# Leveraging 3d‐4f Coordination: Molecular Quantum Spring‐Magnet Behavior in Axial Ni2Ln Complexes

**Authors:** Zhaoyang Jing, Eufemio Moreno‐Pineda, Sagar Paul, Appu Sunil, Olaf Fuhr, Yaorong Chen, Wolfgang Wernsdorfer, Mario Ruben

PMC · DOI: 10.1002/anie.202522076 · 2025-12-19

## TL;DR

Scientists created molecular magnets using Ni and lanthanide ions that mimic the behavior of larger magnets, showing potential for quantum and nanoscale devices.

## Contribution

The study introduces a new class of molecular magnets with tunable bistability through 3d–4f coordination and anisotropy alignment.

## Key findings

- Ni2Tb, Ni2Dy, and Ni2Ho complexes show slow magnetic relaxation and open hysteresis loops.
- Ferromagnetic coupling between Ni and lanthanide ions enhances magnetic bistability.
- Collinear anisotropy axes and electronic configurations are favorable for magnetic performance.

## Abstract

We report heterotrimetallic 3d–4f complexes, mimicking classical exchange spring magnets at the molecular scale.

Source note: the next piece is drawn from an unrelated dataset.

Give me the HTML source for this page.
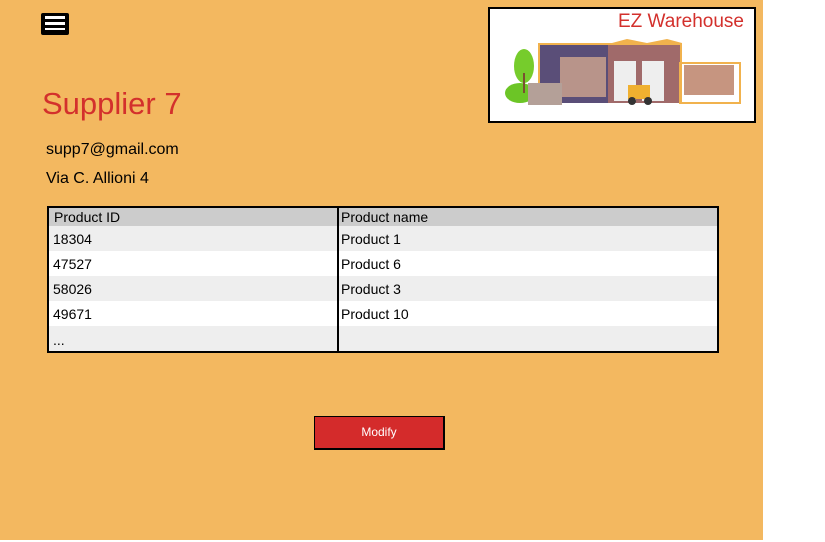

The complexes feature a linear Ni···Ln···Ni core, where the lanthanide ion is sandwiched between two Ni2+ centers coordinated by N3O3 ligand environments. The complexes are isostructural, while CASSCF calculations reveal collinear anisotropy axes and favorable electronic configurations for magnetic bistability in selected systems. Magnetic characterization via DC, AC, and µSQUID magnetometry down to 30 mK demonstrates slow magnetic relaxation and open hysteresis loops exclusively in Ni2Tb, Ni2Dy, and Ni2Ho. These systems exhibit ferromagnetic 3d‐4f coupling, while their isolated or antiferromagnetically coupled analogs (Ni2Y, Zn2Tb/Dy) and Ni2Er/Yb counterparts show fast relaxation and closed loops. Analysis suggests that the Ni2+ ions alone, with modest anisotropy, deviate from the expected “hard” magnetic behavior due to a broad zero‐field QTM, while the Ln3+ ions alone serve as the “soft” phase with large magnetic moments and sharp zero‐field QTM. Nevertheless, when brought together, their coupling and alignment of the anisotropy axis enhances the magnetic performance with exchange‐bias features mimicking the macroscopic exchange spring magnets. We highlight an optimal utilization of 3d‐4f coordination in designing molecular magnets with tunable relaxation and bistability, advancing prospects for quantum information and nanoscale magnetic devices.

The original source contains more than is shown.